Wow!!!!! You did an amazing job. The finish is perfect. Just as I thought. I wish I could see a picture of your dads face when you give that to him. Maybe you can take a secret photo on x-mas, to share what you'll be feeling on that day. Good for you. I'm excited for you. Wow!!!!!


----------



## woodnthings (Jan 24, 2009)

*You must be a biker*

Now all you have to do is get an actual Harley! Christmas maybe? 
Just tell her you need a real one to work from.....  
Nice detail and color! It's hard to tell really how small it is without a reference like a quarter or some known object. :thumbsup: bill


----------



## Nick Ferry (Feb 23, 2011)

VERY VERY cool:thumbsup::thumbsup:


----------



## Taylormade (Feb 3, 2011)

Good lord. You understand, when I say "you suck", it's merely because I'm in awe of your talents, right??

:notworthy: :notworthy:


----------



## Gary Beasley (Jan 21, 2009)

wow that is insane!!


----------



## Kenbo (Sep 16, 2008)

Sorry Bill. I never even thought about putting something in the pictures to give a sense of scale. Here ya go. (by the way, the pattern for the tank on this one is the same as the modified pattern that I came up with for the original) No skimpy tank on this puppy.


----------



## lawrence (Nov 14, 2009)

you scare the **** outa me with your talent, man i hope you never go bad...the world wont stand a chance


----------



## mickit (Oct 5, 2009)

Ken, I love it, and I'm sure Pop will too. Good on you!!!!


----------



## johnnie52 (Feb 16, 2009)

Those are both excellent bikes Ken. I'm sure your Dad is going to be thrilled. I know I am and I'm not getting one... :sad:


----------



## mdntrdr (Dec 22, 2009)

*Superb piece!*

I'm sure your father will treasure this one! :yes:

Nicely done!!! :thumbsup:


----------



## haugerm (Nov 19, 2009)

Kenbo... you are nuts, and that is awesome!!! Another excellent project.
--Matt


----------



## rrbrown (Feb 15, 2009)

OK Ken as usual a very nice job. However I think your just showing off with the different background pictures.:laughing:


----------



## firemedic (Dec 26, 2010)

Kenbo, that's just awesome!
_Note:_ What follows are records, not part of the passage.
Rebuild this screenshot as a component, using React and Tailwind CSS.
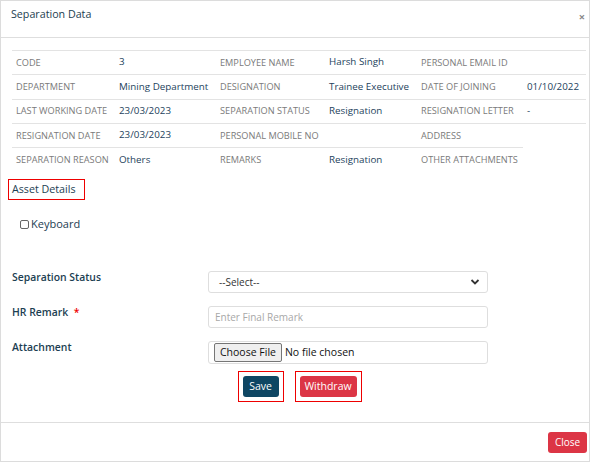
import React from "react";

const rows = [
  ["CODE", "3", "EMPLOYEE NAME", "Harsh Singh", "PERSONAL EMAIL ID", ""],
  ["DEPARTMENT", "Mining Department", "DESIGNATION", "Trainee Executive", "DATE OF JOINING", "01/10/2022"],
  ["LAST WORKING DATE", "23/03/2023", "SEPARATION STATUS", "Resignation", "RESIGNATION LETTER", "-"],
  ["RESIGNATION DATE", "23/03/2023", "PERSONAL MOBILE NO", "", "ADDRESS", ""],
  ["SEPARATION REASON", "Others", "REMARKS", "Resignation", "OTHER ATTACHMENTS"],
];

const widths = ["w-[103px]", "w-[101px]", "w-[109px]", "w-[92px]", "w-[106px]", "w-[63px]"];

const App = () => {
  return (
    <div
      className="w-[590px] h-[462px] border border-[#dcdcdc] bg-white flex flex-col text-[#1c3e52]"
      style={{ fontFamily: "'Open Sans', 'Liberation Sans', sans-serif" }}
    >
      {/* Header */}
      <div className="h-[37px] shrink-0 flex items-start justify-between pt-[5px] pl-[10px] pr-[4px] border-b border-[#dedede]">
        <span className="text-[10.7px] text-[#1c3e50]">Separation Data</span>
        <span className="mt-[5px] text-[11px] leading-none text-[#888] font-bold">×</span>
      </div>

      {/* Body */}
      <div className="flex-1 pl-[7px] pr-[2px] pt-[12px]">
        <table className="ml-[4px] border-collapse text-[9.8px]">
          <tbody>
            {rows.map((r, i) => (
              <tr key={i} className="h-[24.3px]">
                {r.map((c, j) => (
                  <td
                    key={j}
                    className={`${widths[j]} border-t border-[#e3e3e3] px-[4px] align-middle whitespace-nowrap ${
                      j % 2 === 0 ? "text-[#7a7a7a] text-[9.2px]" : "text-[#1d3f5c]"
                    }`}
                  >
                    {c}
                  </td>
                ))}
              </tr>
            ))}
          </tbody>
        </table>

        <div className="mt-[7px] w-[77px] flex items-center h-[21px] border border-[#ee0000] pl-[3px] text-[10.7px] text-[#1c3e52]">
          Asset Details
        </div>

        <label className="flex items-center mt-[16px] ml-[12px] gap-[2px] text-[11px] text-[#1c3e52]">
          <span className="w-[9px] h-[9px] border border-[#666] rounded-[2px] bg-white" />
          Keyboard
        </label>

        {/* Form */}
        <div className="mt-[39px] flex flex-col gap-[13px] pl-[4px]">
          <div className="flex items-start">
            <span className="w-[196px] -mt-[1px] text-[10.4px] font-semibold text-[#1c3e52]">Separation Status</span>
            <div className="w-[280px] h-[22px] border border-[#dedede] rounded-[3px] flex items-center justify-between pl-[10px] pr-[7px]">
              <span className="text-[10px] text-[#333]">--Select--</span>
              <svg width="10" height="8" viewBox="0 0 10 8">
                <path d="M1.5 2 L5 5.5 L8.5 2" fill="none" stroke="#333" strokeWidth="1.8" />
              </svg>
            </div>
          </div>
          <div className="flex items-start">
            <span className="w-[196px] -mt-[1px] text-[10.4px] font-semibold text-[#1c3e52]">
              HR Remark <span className="text-[#e00] ml-[3px]">*</span>
            </span>
            <div className="w-[280px] h-[22px] border border-[#dedede] rounded-[3px] flex items-center pl-[6px]">
              <span className="text-[10px] text-[#a8a8a8]">Enter Final Remark</span>
            </div>
          </div>
          <div className="flex items-start">
            <span className="w-[196px] -mt-[1px] text-[10.4px] font-semibold text-[#1c3e52]">Attachment</span>
            <div className="w-[280px] h-[23px] border border-[#dedede] rounded-[3px] flex items-center pl-[5px]">
              <span className="h-[19px] px-[5px] flex items-center border border-[#767676] rounded-[2px] bg-[#efefef] text-[10.5px] text-[#111]">
                Choose File
              </span>
              <span className="ml-[3px] text-[10.5px] text-[#111]">No file chosen</span>
            </div>
          </div>
        </div>

        <div className="mt-[7px] flex justify-center gap-[11px] pl-[4px]">
          <div className="border border-[#ee0000] p-[4px]">
            <div className="w-[36px] h-[21px] rounded-[3px] bg-[#0e4663] text-white text-[10.5px] flex items-center justify-center">
              Save
            </div>
          </div>
          <div className="border border-[#ee0000] p-[4px]">
            <div className="w-[57px] h-[21px] rounded-[3px] bg-[#dc3545] text-white text-[10.5px] flex items-center justify-center">
              Withdraw
            </div>
          </div>
        </div>
      </div>

      {/* Footer */}
      <div className="h-[39px] shrink-0 border-t border-[#dedede] flex items-center justify-end pr-[2px]">
        <div className="w-[39px] h-[21px] rounded-[3px] bg-[#dc3545] text-white text-[10px] flex items-center justify-center">
          Close
        </div>
      </div>
    </div>
  );
};

export default App;
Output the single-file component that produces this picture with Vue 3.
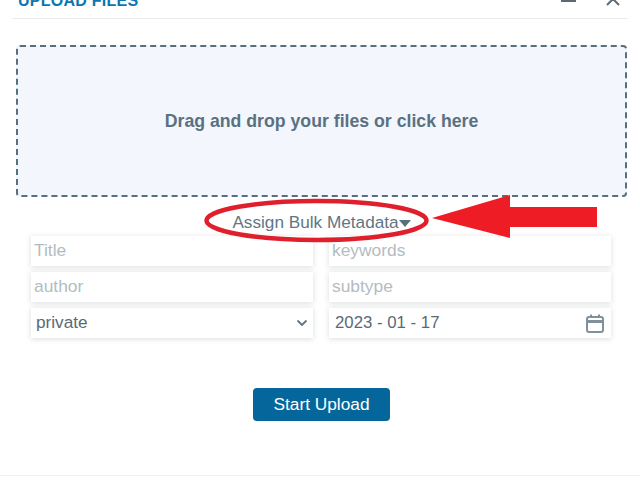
<script setup>
const fields = ["Title", "keywords", "author", "subtype"];
</script>

<template>
  <div class="modal">
    <div class="modal-header">
      <span class="modal-title">UPLOAD FILES</span>
      <div class="window-actions">
        <span class="minimize"></span>
        <svg class="close" width="14" height="14" viewBox="0 0 14 14">
          <path d="M1 1 L13 13 M13 1 L1 13" stroke="#5b6b75" stroke-width="2" fill="none" />
        </svg>
      </div>
    </div>

    <div class="modal-body">
      <div class="dropzone">Drag and drop your files or click here</div>

      <div class="bulk-toggle">
        <span>Assign Bulk Metadata</span><span class="caret"></span>
      </div>

      <div class="meta-grid">
        <input v-for="f in fields" :key="f" class="field" type="text" :placeholder="f" />
        <div class="field value-field">
          <span>private</span>
          <svg width="12" height="8" viewBox="0 0 12 8">
            <path d="M1.5 1.5 L6 6 L10.5 1.5" stroke="#5f7480" stroke-width="1.8" fill="none" />
          </svg>
        </div>
        <div class="field value-field date-field">
          <span>2023 - 01 - 17</span>
          <svg width="18" height="19" viewBox="0 0 18 19">
            <rect x="1" y="3" width="16" height="15" rx="2" stroke="#7f929c" stroke-width="2" fill="none" />
            <path d="M1 7.5 H17" stroke="#7f929c" stroke-width="3" />
            <path d="M5 0.5 V4 M13 0.5 V4" stroke="#7f929c" stroke-width="2" />
          </svg>
        </div>
      </div>

      <div class="actions">
        <button class="start-btn">Start Upload</button>
      </div>
    </div>

    <div class="modal-footer"></div>

    <!-- red annotation drawn over the screenshot -->
    <svg class="annotation" width="640" height="480" viewBox="0 0 640 480">
      <ellipse cx="316.5" cy="220.5" rx="110" ry="19.5" fill="none" stroke="#e01f2d" stroke-width="4.5" />
      <path d="M432 218 L510 195 L510 207 L597 207 L597 227 L510 227 L510 238 Z" fill="#ee1c25" />
    </svg>
  </div>
</template>

<style>
html,
body {
  margin: 0;
  background: #ffffff;
  overflow: hidden;
}
</style>

<style scoped>
.modal {
  position: relative;
  width: 640px;
  height: 480px;
  overflow: hidden;
  background: #ffffff;
  font-family: "Liberation Sans", Arial, sans-serif;
}

.modal-header {
  display: flex;
  align-items: flex-end;
  justify-content: space-between;
  height: 18px;
  margin: 0 12px;
  padding: 0 6px;
  border-bottom: 1px solid #e9ecee;
}

.modal-title {
  font-size: 16px;
  line-height: 18px;
  font-weight: 700;
  letter-spacing: 0.25px;
  color: #0b76b3;
  position: relative;
  top: -8px;
}

.window-actions {
  display: flex;
  align-items: flex-start;
  gap: 30px;
  height: 18px;
  padding-right: 2px;
}

.minimize {
  width: 15px;
  height: 2px;
  background: #5b6b75;
}

.close {
  margin-top: -8px;
}

.modal-body {
  padding: 26px 13px 0 16px;
}

.dropzone {
  display: flex;
  align-items: center;
  justify-content: center;
  box-sizing: border-box;
  height: 152px;
  padding-top: 1px;
  border: 2px dashed #56707f;
  border-radius: 4px;
  background: #f3f6fc;
  font-size: 17.7px;
  font-weight: 700;
  color: #5a7182;
}

.bulk-toggle {
  display: flex;
  align-items: center;
  justify-content: center;
  box-sizing: border-box;
  height: 39px;
  padding-top: 11px;
  font-size: 17.2px;
  color: #5f7685;
}

.caret {
  width: 0;
  height: 0;
  margin-top: 2px;
  border-left: 6px solid transparent;
  border-right: 6px solid transparent;
  border-top: 7px solid #56707f;
}

.meta-grid {
  display: grid;
  grid-template-columns: 282px 282px;
  grid-auto-rows: 30px;
  column-gap: 16px;
  row-gap: 6px;
  padding-left: 15px;
}

.field {
  box-sizing: border-box;
  width: 100%;
  height: 30px;
  border: none;
  outline: none;
  padding: 0 3px 2px;
  background: #ffffff;
  box-shadow: 0 1px 6px rgba(70, 80, 90, 0.2);
  font-family: inherit;
  font-size: 17.4px;
  color: #5f6f7a;
}

.field::placeholder {
  color: #b3bcc2;
  opacity: 1;
}

.value-field {
  display: flex;
  align-items: center;
  justify-content: space-between;
  padding: 0 5px 1px;
  font-size: 17.2px;
  color: #5a6a75;
}

.value-field svg {
  margin-right: 0;
}

.date-field {
  padding: 0 5px 0 6px;
  font-size: 16.8px;
}

.date-field svg {
  margin-right: 2px;
}

.actions {
  display: flex;
  justify-content: center;
  margin-top: 50px;
}

.start-btn {
  width: 137px;
  height: 33px;
  border: none;
  border-radius: 4px;
  background: #05669b;
  color: #ffffff;
  font-family: inherit;
  font-size: 17.3px;
}

.modal-footer {
  position: absolute;
  left: 0;
  right: 0;
  top: 475px;
  border-top: 1px solid #eef0f1;
}

.annotation {
  position: absolute;
  left: 0;
  top: 0;
  pointer-events: none;
}
</style>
Your attention to detail is simply amazing!

Really awesome bike!

~tom ...it's better to remain silent and be thought a fool than to open one's mouth and remove all doubt...


----------



## H. A. S. (Sep 23, 2010)

Extremely awesome, man!! Fantastic job, as usual.:thumbsup:


----------



## rayking49 (Nov 6, 2011)

All I can say is WOW! Very nice!


----------



## Brink (Nov 22, 2010)

Good job there, Ken.

I kept checking the pic with both bikes, you made a perfect copy.


----------



## BWSmith (Aug 24, 2010)

Cool....am sure all party's have/will enjoy'd the experience.BW


----------



## cabinetman (Jul 5, 2007)

Attention to detail. You have mastered that quality. Amazing isn't it what can be done with our hands when they work OK. I can't add much to the wow's except for another WOW. 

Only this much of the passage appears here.